A resume or CV is a very important application document, especially for those who seek employment. It is the only chance to demonstrate your qualification to a potential employer before you are invited for a job interview. Therefore, resume writing becomes more and more complicated as job seekers look for ways how to impress hiring authorities. With so many questions being asked today about how to write an effective resume or CV, we decided to start with the basics and explain what kind of information needs to be included in this main marketing document of yours. It may seem like an easy question to answer but that is not so. The truth of the matter is that too many applicants put on information that most hiring authorities are not even interested in. So if you made up your mind to write your own resume from scratch this kind of article should be very beneficial in order to deliver a professionally written application document.
What Should Be in a Resume?
Contact Information. The first thing you should say on your resume is your full name along with the contact details. Don't use any nicknames here. Use the form of your full name as it appears in your academic records or official documents. Include your contact phone number and email address so that employers could get back to you if needed.
Summary. This one is debatable as many resume writing experts argue whether or not this section should included. However, we believe this could be a good attention grabber if you know how to write it well. This is the section where you should emphasize your key qualifications and skill needed by employers. Since this information is the first thing hiring authorities see on your resume you really need to work on this section to make it both relevant and effective.
Work experience. List all of your employments in a reverse-chronological order. That means that most recent jobs go first in the list. Make sure you include the name of the company, your title and accomplishments/responsibilities for the job. Do it for every employment but don't go back over than 10-15 years. This experience will likely be overlooked anyway. Focus on results you achieved rather on duties you performed in order to demonstrate that you can contribute to the overall success of the employer.

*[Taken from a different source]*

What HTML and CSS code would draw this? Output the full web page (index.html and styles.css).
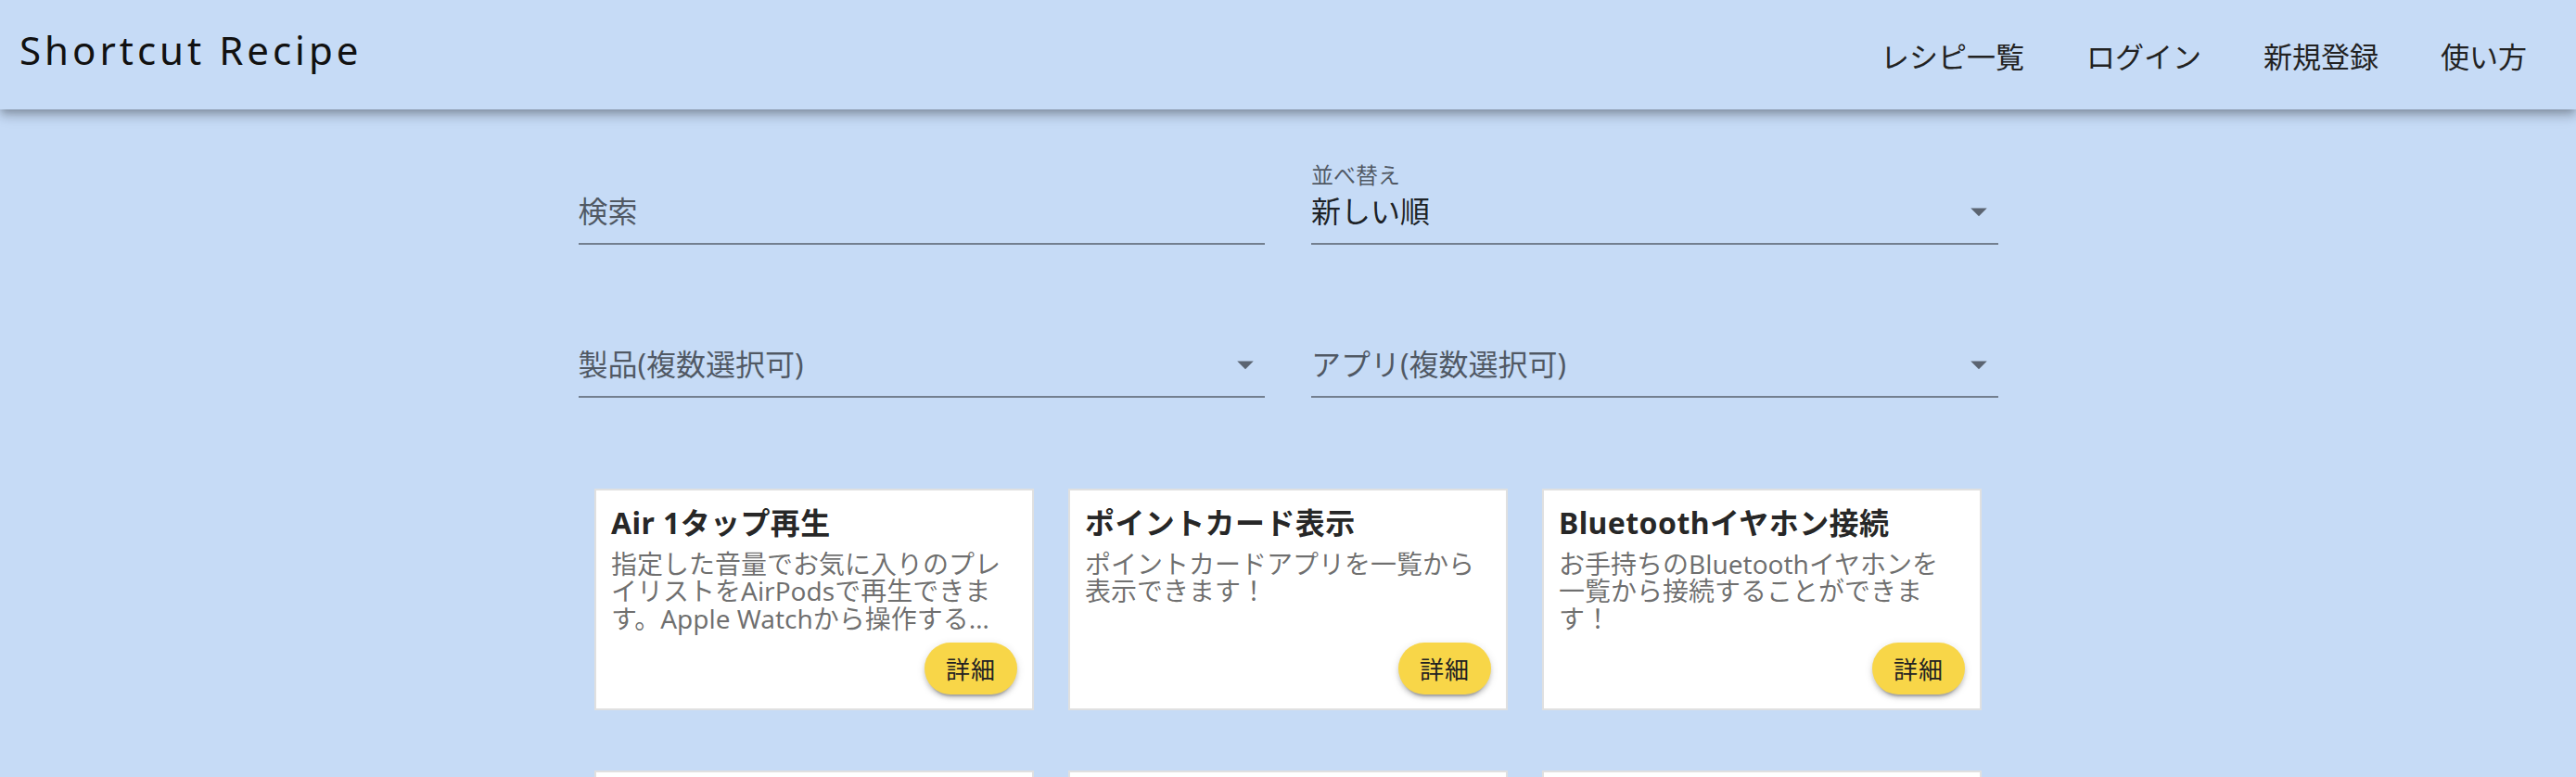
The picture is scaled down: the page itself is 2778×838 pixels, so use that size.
FILE: index.html
```html
<!DOCTYPE html>
<html lang="ja">
<head>
<meta charset="utf-8">
<title>Shortcut Recipe</title>
<link rel="stylesheet" href="styles.css">
</head>
<body>
<header class="appbar">
  <div class="brand">Shortcut Recipe</div>
  <nav class="nav">
    <a class="nav-item">レシピ一覧</a>
    <a class="nav-item">ログイン</a>
    <a class="nav-item">新規登録</a>
    <a class="nav-item">使い方</a>
  </nav>
</header>

<main class="main">
  <section class="filters">
    <div class="field">
      <div class="field-label"></div>
      <div class="field-row">
        <span class="field-value placeholder">検索</span>
      </div>
    </div>
    <div class="field">
      <div class="field-label">並べ替え</div>
      <div class="field-row">
        <span class="field-value">新しい順</span>
        <svg class="drop" viewBox="0 0 24 24"><path d="M7 10l5 5 5-5z"/></svg>
      </div>
    </div>
    <div class="field">
      <div class="field-label"></div>
      <div class="field-row">
        <span class="field-value placeholder">製品(複数選択可)</span>
        <svg class="drop" viewBox="0 0 24 24"><path d="M7 10l5 5 5-5z"/></svg>
      </div>
    </div>
    <div class="field">
      <div class="field-label"></div>
      <div class="field-row">
        <span class="field-value placeholder">アプリ(複数選択可)</span>
        <svg class="drop" viewBox="0 0 24 24"><path d="M7 10l5 5 5-5z"/></svg>
      </div>
    </div>
  </section>

  <section class="cards">
    <article class="card">
      <h2 class="card-title">Air 1タップ再生</h2>
      <p class="card-desc">指定した音量でお気に入りのプレイリストをAirPodsで再生できます。Apple Watchから操作する…</p>
      <button class="detail">詳細</button>
    </article>
    <article class="card">
      <h2 class="card-title">ポイントカード表示</h2>
      <p class="card-desc">ポイントカードアプリを一覧から表示できます！</p>
      <button class="detail">詳細</button>
    </article>
    <article class="card">
      <h2 class="card-title">Bluetoothイヤホン接続</h2>
      <p class="card-desc">お手持ちのBluetoothイヤホンを一覧から接続することができます！</p>
      <button class="detail">詳細</button>
    </article>
    <article class="card"></article>
    <article class="card"></article>
    <article class="card"></article>
  </section>
</main>
</body>
</html>
```

FILE: styles.css
```css
* {
  box-sizing: border-box;
}

html, body {
  margin: 0;
  padding: 0;
}

body {
  background: #c6dbf6;
  font-family: "Noto Sans", "Noto Sans CJK JP", sans-serif;
  color: rgba(0, 0, 0, 0.87);
}

.appbar {
  position: relative;
  z-index: 2;
  height: 118px;
  background: #c6dbf6;
  display: flex;
  align-items: center;
  justify-content: space-between;
  padding: 0 53px 0 21px;
  box-shadow: 0 4px 8px -2px rgba(0, 0, 0, 0.2),
              0 8px 10px 0 rgba(0, 0, 0, 0.14),
              0 2px 20px 0 rgba(0, 0, 0, 0.12);
}

.brand {
  font-size: 42px;
  line-height: 50px;
  letter-spacing: 4px;
  color: #111;
  margin-bottom: 10px;
}

.nav {
  display: flex;
  gap: 67px;
  margin-top: 4px;
}

.nav-item {
  font-size: 31px;
  line-height: 40px;
  color: #222;
}

.main {
  padding-bottom: 40px;
}

.filters {
  width: 1531px;
  margin: 55px auto 0;
  display: grid;
  grid-template-columns: 1fr 1fr;
  column-gap: 50px;
  row-gap: 74px;
}

.field {
  display: flex;
  flex-direction: column;
  border-bottom: 2px solid rgba(0, 0, 0, 0.42);
}

.field-label {
  height: 32px;
  font-size: 24px;
  line-height: 32px;
  color: rgba(0, 0, 0, 0.6);
}

.field-row {
  display: flex;
  align-items: center;
  height: 57px;
  padding-bottom: 11px;
}

.field-value {
  flex: 1;
  font-size: 32px;
  line-height: 46px;
  color: rgba(0, 0, 0, 0.87);
}

.field-value.placeholder {
  color: rgba(0, 0, 0, 0.6);
}

.drop {
  width: 42px;
  height: 42px;
  fill: rgba(0, 0, 0, 0.54);
}

.cards {
  width: 1496px;
  margin: 98px auto 0;
  display: grid;
  grid-template-columns: repeat(3, 474px);
  column-gap: 37px;
  row-gap: 65px;
}

.card {
  height: 239px;
  background: #fff;
  border: 2px solid #e0e0e0;
  padding: 15px 16px 15px 16px;
  display: flex;
  flex-direction: column;
}

.card-title {
  margin: 0;
  font-size: 32px;
  line-height: 40px;
  font-weight: 700;
  letter-spacing: 0.4px;
  color: rgba(0, 0, 0, 0.87);
}

.card-desc {
  margin: 10px 8px 0 0;
  font-size: 28px;
  line-height: 29.3px;
  color: rgba(0, 0, 0, 0.58);
}

.detail {
  margin-top: auto;
  align-self: flex-end;
  width: 100px;
  height: 56px;
  border: 0;
  border-radius: 28px;
  background: #f8d648;
  font-family: "Noto Sans", "Noto Sans CJK JP", sans-serif;
  font-size: 26px;
  letter-spacing: 1px;
  color: #222;
  padding: 0;
  box-shadow: 0 6px 2px -4px rgba(0, 0, 0, 0.2),
              0 4px 4px 0 rgba(0, 0, 0, 0.14),
              0 2px 10px 0 rgba(0, 0, 0, 0.12);
}
```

Education & Training. Usually this section follows the professional experience section; however, sometimes it can be placed before work experience depending on the job requirements. Be brief here listing the names of educational establishments along with the degrees and graduation dates.
Skills. If you think there is anything else you should have said, you can just add it under the other skills section. For example, you could mention your technical or computer skills that would help you address job requirements of the position you are applying for.
You can obviously have more sections on your resume, such as community involvement, volunteering, etc. The only filter through which you should process all information before adding it onto your resume or CV is relevance. Any information you choose to include should be relevant for employers. In other words, it should answer the question that most HRs keep in their heads "How do these skills match our needs?". Throughout the entire resume writing process keep in mind that you are not writing your CV for yourself but for employers.